The Mediator is not a surveyor but has vast experience of land, property and housing issues both professionally and personally. He will help you to identify clearly what are the options for your possible agreement. When you finally come to a deal, the Mediator will even help you, if necessary, to mark out on the ground, exactly what you have agreed.
A simple settlement agreement can then be drawn, signed and dated as a binding deal. Obviously, that is essential if promises are made for instance, in respect of tree pruning, drain clearance, rights of access, rights of light or any other issue than simply a definition of where the boundary is even if one side is determined to maintain the status quo, the mediation process will expose the relative chance of success in the County Court.

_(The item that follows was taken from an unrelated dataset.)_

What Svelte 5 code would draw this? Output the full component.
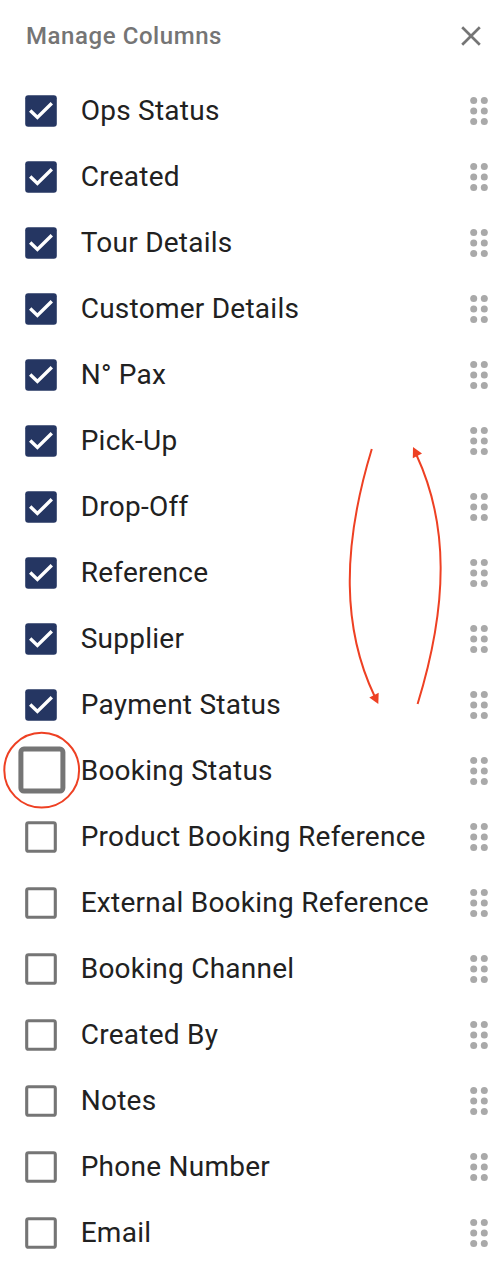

That means a stubborn party is more likely to understand the risk of failing to compromise.
How boundary disputes arise
Disputes about boundaries and land ownerships arise constantly for these reasons:
- Early ordnance survey maps did not define boundaries precisely.
- No matter how skilful a surveyor may be, he/she will have no knowledge of who owns the physical boundary like a hedge or fence or a wall. Often that physical boundary is entirely on one person’s land.
- Many people know that “their” land actually includes a strip of what actually belongs to their neighbour. If they like it that way, they will argue to leave it that way, knowing that the neighbour is unlikely to want to pay out £50,000 to take their case to court. Over time and multiple land ownerships, everyone forgets what was the original true boundary.
- Until the Land Registration Act of 1925, the records of individual ownerships were maintained only through conveyancing records – and solicitors have never been very good at surveying!
- In recent times, ownerships have often been defined by a thick red line. When a photo copy has been sent to the Land Registry, that registered record may well show the boundary as 5 m wide, removing even correct evidence from an earlier period.
- When a building company constructs multiple houses on a site, they make a set of rules (“covenants”), which have to be accepted by every house buyer. Sometimes a house owner will consider one of the covenants to be ridiculous. He will simply refuse to comply.
- Common law nuisance: "causing a substantial and unreasonable interference with a [claimant]'s land or his/her use or enjoyment of that land". In the round, it covers noise, dogs, bright lights and so on.
- The rule in Rylands vs Fletcher: things escaping and causing the problem: water flooding; drones overflying; loose dogs, and many more.
- Finally, we have the Human Rights Act which is often thrown in as an afterthought because it covers almost everything.
The Mediator will help both sides to see through this thick and tangled forest and, in most cases, come to a deal satisfactory to both sides which enables you to get on with your lives without this constant worry
Most common complaints
In a suburban location:
- boundary arguments
- barking dog
- leaving dog loose to wander
- dog is aggressive, or at least frightens children
- noise – particularly constant, repetitive noise of machinery, equipment or music, including late-night parties
- exterior lighting which protrudes onto neighbour’s land or into windows
- unfounded accusations based on fear of what the neighbour might have done
- hedges, or any other growth which spreads onto neighbour’s land or causes excessive shade
- reduction of right to light
- reduction or interference with a right of access or parking
- drone activity, which could interfere with privacy
- ungrounded fears and threats
In the country:
- streams, ditches, drainage
- drifting chemical spray
- shooting, bird scarers
- boundaries and fencing obligations
- rights of way
Mediating a boundary dispute
The mediation process is straightforward. The Mediator will deal with your dispute objectively, sympathetically and fairly. He will not be a judge or critic. He will simply help you to find solutions you may not previously have considered and will nudge you in the direction of finding a settlement acceptable to both parties.
The Mediator will certainly need to come and have a look on site and weigh up the problems for himself. In some cases it may be helpful for him to talk to each side separately; in others it may be possible to discuss over a cup of tea in someone’s kitchen or at the local pub.
If the circumstances are complicated then the dispute may require mediation more aligned to the procedure for a business dispute. If that is your preference, it opens up a wide range of
possibilities with regard to the venue.
In any event, at the end of the day, it is likely that both Participants will have found a way to settle the dispute in the best terms likely to be possible in all the circumstances. The Mediator will have drawn the meeting to a close in good time to be able to assist the parties in recording their agreement.
In order to avoid even the slightest suggestion of bias, the Mediator will encourage the participants to write their own manuscript settlement agreement which will be binding on the parties when it is dated and signed. Only if this throws up some difficulty will he be inclined to act as a scribe to set down the terms of the agreement, precisely as stated to him/her by the Participants.